Uma janela com vista para a revolução

Istambul, 15 de Junho de 2013. Passa pouco das vinte horas.
Quando regressei ao hotel, o Point Taksim Hotel, há cerca de duas horas constatei que a Praça Taksim, a cinquenta metros, continua ocupada pelos manifestantes e que definitivamente se transformou numa atracção turística, tal a quantidade de “mirones” e de vendedores ambulantes a comercializar pão, fruta, gelados e... capacetes e máscaras.
Verifico também que a polícia se perfila com Homens e viaturas em todas as ruas que desembocam na praça.
Por estas estranhas movimentações, resolvo adiar a minha saída do hotel para lá das vinte horas e deixo-me ficar no quarto para “espreitar” os noticiários. Não entendo Turco, mas não há estacão de TV que não dê um claríssimo destaque a uma manifestação gigantesca de apoio ao governo ocorrida nessa tarde em Ankara.
O contra-ataque do “fundamentalismo”.
Estou em frente à TV mas o barulho intenso das sirenes atrai-me até ao hall do hotel onde encontro os meus companheiros de viagem: a polícia já não deixara sair ninguém para jantar.
Pelas paredes de vidro do piso imediatamente por cima da recepção temos vista privilegiada para o Parque e rapidamente começamos a ver a multidão em fuga, à frente da polícia que dispara jactos de tinta e gás lacrimogéneo.
Estamos com os jornalistas e os operadores de câmara junto a nós e bem antes do director do hotel nos mandar sair daquele sítio por razoes de segurança, começamos a sentir o gás que venceu as portas apesar de elas estarem fechadas.
Sentimo-lo nos olhos e na garganta e surge o natural mecanismo de tosse perante aquele ataque de uma espécie de pimenta em estado gasoso.
Subimos ao piso nove para comer algo mas antes constatamos que as ruas foram postas às escuras e já há pessoas a expressarem algumas dificuldades respiratórias e a serem assistidas no espaço da recepção do hotel.
O restaurante está a abarrotar mas ainda conseguimos comer algo no conforto de oito amigos e descer depois aos quartos, maioritariamente com janelas para um pátio interior que não nos dá a visão da rua.
Adormeço ao som de sirenes e na expectativa do que a manhã seguinte nos reservará.
Conseguirá o autocarro aproximar-se do hotel para nos recolher e conduzir ao aeroporto às sete da manhã?
Conseguiu e chegámos ao aeroporto em segurança não deixando de ver uma série de carros ardidos ao longo do percurso, prova dos focos de luta na noite anterior.
E cheguei a Lisboa.
Nunca me tinha visto num cenário de "guerra" de cidadãos contra cidadãos, filhos de uma mesma terra, com a violência à solta de uma forma tão louca.
Reforço perante tudo o que vi que sou um adepto da não-violência, um Homem de fé no diálogo que respeita e confronta as diferenças de uma forma positiva e construtiva.
Sinto uma verdadeira repulsa por esta violência.
Sei que há intensas motivações religiosas por detrás desta luta e isso ainda agudiza mais o meu sentir.
Que estranha forma esta, a de glorificar a Deus orando intensamente e cumprindo todos os preceitos, alguns, reconheço, demasiado incompreensíveis, e depois violentar o próximo numa atitude acéfala e medieval.
A manifestação de Deus mais próxima de cada Homem é o outro Homem.

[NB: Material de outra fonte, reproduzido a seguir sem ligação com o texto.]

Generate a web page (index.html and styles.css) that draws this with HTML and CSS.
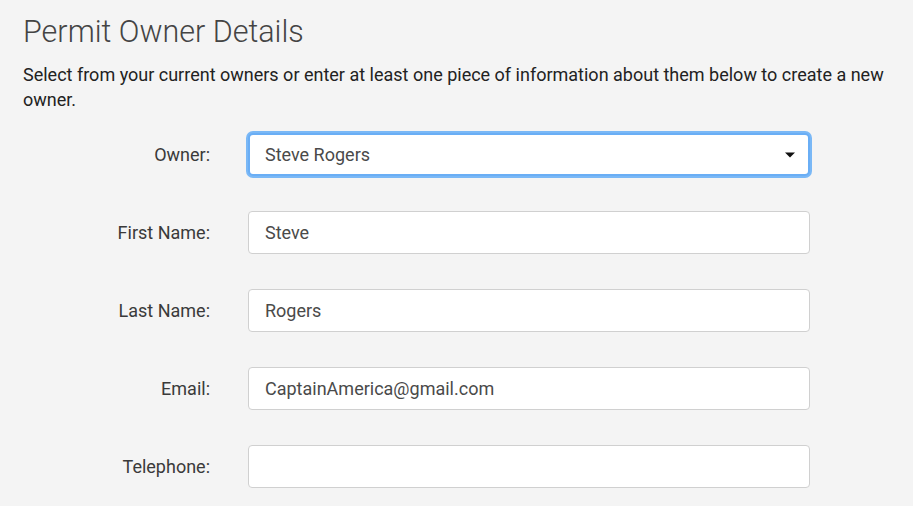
FILE: index.html
```html
<!DOCTYPE html>
<html>
<head>
<meta charset="utf-8">
<link rel="stylesheet" href="styles.css">
</head>
<body>
<div class="page">
  <h1 class="title">Permit Owner Details</h1>
  <p class="intro">Select from your current owners or enter at least one piece of information about them below to create a new owner.</p>
  <form class="form">
    <div class="row">
      <label class="label">Owner:</label>
      <div class="select focused">
        <span class="value">Steve Rogers</span>
        <svg class="caret" width="10" height="6" viewBox="0 0 10 6"><path d="M0 0.5h10L5 5.5z" fill="#111"/></svg>
      </div>
    </div>
    <div class="row">
      <label class="label">First Name:</label>
      <div class="input"><span class="value">Steve</span></div>
    </div>
    <div class="row">
      <label class="label">Last Name:</label>
      <div class="input"><span class="value">Rogers</span></div>
    </div>
    <div class="row">
      <label class="label">Email:</label>
      <div class="input"><span class="value">CaptainAmerica@gmail.com</span></div>
    </div>
    <div class="row">
      <label class="label">Telephone:</label>
      <div class="input"><span class="value"></span></div>
    </div>
  </form>
</div>
</body>
</html>
```
FILE: styles.css
```css
html, body {
  margin: 0;
  padding: 0;
  background: #f4f4f4;
}
body {
  font-family: Roboto, "Liberation Sans", sans-serif;
  color: #333;
}
.page {
  padding: 13px 0 0 23px;
  width: 870px;
}
.title {
  margin: 0;
  font-weight: 300;
  font-size: 30.5px;
  line-height: 38px;
  color: #444;
}
.intro {
  margin: 11px 0 0 0;
  font-size: 18px;
  line-height: 25px;
  color: #222;
}
.form {
  margin-top: 21px;
  display: flex;
  flex-direction: column;
  gap: 35px;
}
.row {
  display: flex;
  align-items: center;
  gap: 38px;
}
.label {
  width: 187px;
  text-align: right;
  font-size: 18px;
  color: #3a3a3a;
}
.input, .select {
  box-sizing: border-box;
  width: 562px;
  height: 43px;
  background: #fff;
  border: 1px solid #d0d0d0;
  border-radius: 4px;
  display: flex;
  align-items: center;
  padding: 0 16px;
  font-size: 18px;
  color: #4a4a4a;
}
.select.focused {
  border: 2px solid #6aaef5;
  box-shadow: 0 0 0 2px #7ab8f6;
  border-radius: 5px;
  justify-content: space-between;
  padding: 0 13px 0 15px;
}
.caret {
  display: block;
}
```
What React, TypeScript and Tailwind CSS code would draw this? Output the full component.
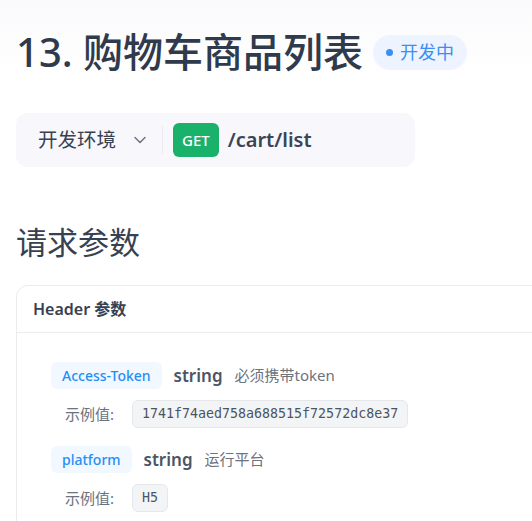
import { ChevronDown } from "lucide-react";

const font = { fontFamily: '"Noto Sans", "Noto Sans CJK SC", sans-serif' };

function Param({ name, desc, example }: { name: string; desc: string; example: string }) {
  return (
    <div className="mb-[18px]">
      <div className="flex items-center">
        <span className="rounded-md bg-[#f2f8ff] px-[11px] py-[3px] text-[14px] font-medium text-[#1f8ff5]">{name}</span>
        <span className="ml-3 text-[17px] font-semibold text-[#4b5563]">string</span>
        <span className="ml-3 text-[15px] text-[#6b7280]">{desc}</span>
      </div>
      <div className="mt-[11px] flex items-center pl-[14px]">
        <span className="w-[67px] text-[15px] text-[#6b7280]">示例值:</span>
        <code className="rounded-md border border-[#e5e7eb] bg-[#f3f4f6] px-[9px] py-[3px] text-[13.3px] text-[#4b5563]" style={{ fontFamily: '"DejaVu Sans Mono", monospace' }}>
          {example}
        </code>
      </div>
    </div>
  );
}

export default function App() {
  return (
    <div className="h-[521px] w-[532px] overflow-hidden bg-white" style={font}>
      <div className="bg-gradient-to-b from-[#fafafc] to-white px-4 pt-[27px]">
        {/* Title */}
        <div className="flex items-center">
          <h1 className="text-[40px] font-medium leading-[50px] text-[#2f3a4c]">13. 购物车商品列表</h1>
          <span className="ml-[10px] flex h-[35px] items-center rounded-full bg-[#edf4ff] px-[13px] text-[18px] text-[#3a8ef6]">
            <span className="mr-[7px] h-[7px] w-[7px] rounded-full bg-[#3a8ef6]" />
            开发中
          </span>
        </div>
      </div>

      <div className="px-4">
        {/* Env bar */}
        <div className="mt-[36px] flex h-[54px] w-[399px] items-center rounded-xl bg-[#f7f7fc] pl-[22px]">
          <span className="text-[19.5px] text-[#374151]">开发环境</span>
          <ChevronDown className="ml-[14px] h-[20px] w-[20px] text-[#6b7280]" strokeWidth={1.7} />
          <span className="ml-[12px] h-[28px] w-px bg-[#ebebf2]" />
          <span className="ml-[10px] flex h-[34px] items-center rounded-md bg-[#1ab16a] px-[9px] text-[15px] font-medium text-white">GET</span>
          <span className="ml-[9px] text-[20px] font-semibold text-[#3a4556]">/cart/list</span>
        </div>

        {/* Request params */}
        <h2 className="mt-[53px] text-[31px] leading-[44px] text-[#374151]">请求参数</h2>

        <div className="mt-[21px] w-[600px] rounded-tl-xl border border-[#ececef]">
          <div className="flex h-[47px] items-center border-b border-[#ececef] px-4 text-[16px] font-semibold text-[#374151]">
            Header 参数
          </div>
          <div className="px-[34px] pt-[29px]">
            <Param name="Access-Token" desc="必须携带token" example="1741f74aed758a688515f72572dc8e37" />
            <Param name="platform" desc="运行平台" example="H5" />
          </div>
        </div>
      </div>
    </div>
  );
}
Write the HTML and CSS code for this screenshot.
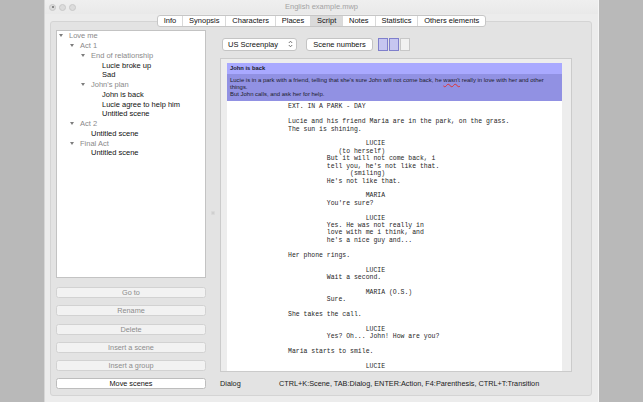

Todos os Homens que connosco se cruzam nos caminhos da vida e que por razões étnicas, religiosas, orientação sexual ou outras, são diferentes no acessório, nunca deixando de ser Homens e uma expressão da grandeza de Deus.
E a paz, a liberdade e o exercício activo de ambas, serão sempre as formas mais eficazes de louvar a Deus, qualquer que seja a religião que se professe. Infelizmente o “pecado” da intolerância é transversal às diferentes religiões.
Foi uma noite difícil embora a visão da “guerra” tenha sempre este condão de tornar requintado e gourmet o doce sabor da paz que se ambiciona.
Espero que Istambul volte aos dias de sol que me acolheram e que o fundamentalismo não mate a liberdade e a tolerância perante a diversidade.

Porque espero voltar um dia, breve, ao perfeito sol da tolerância que une Ásia e Europa numa cidade única e verdadeiramente mágica.

Comentários

  1. Quem viveu estes momentos sente o toque destas palavras, parabéns pelo reviver transmitido do momento. Abraço.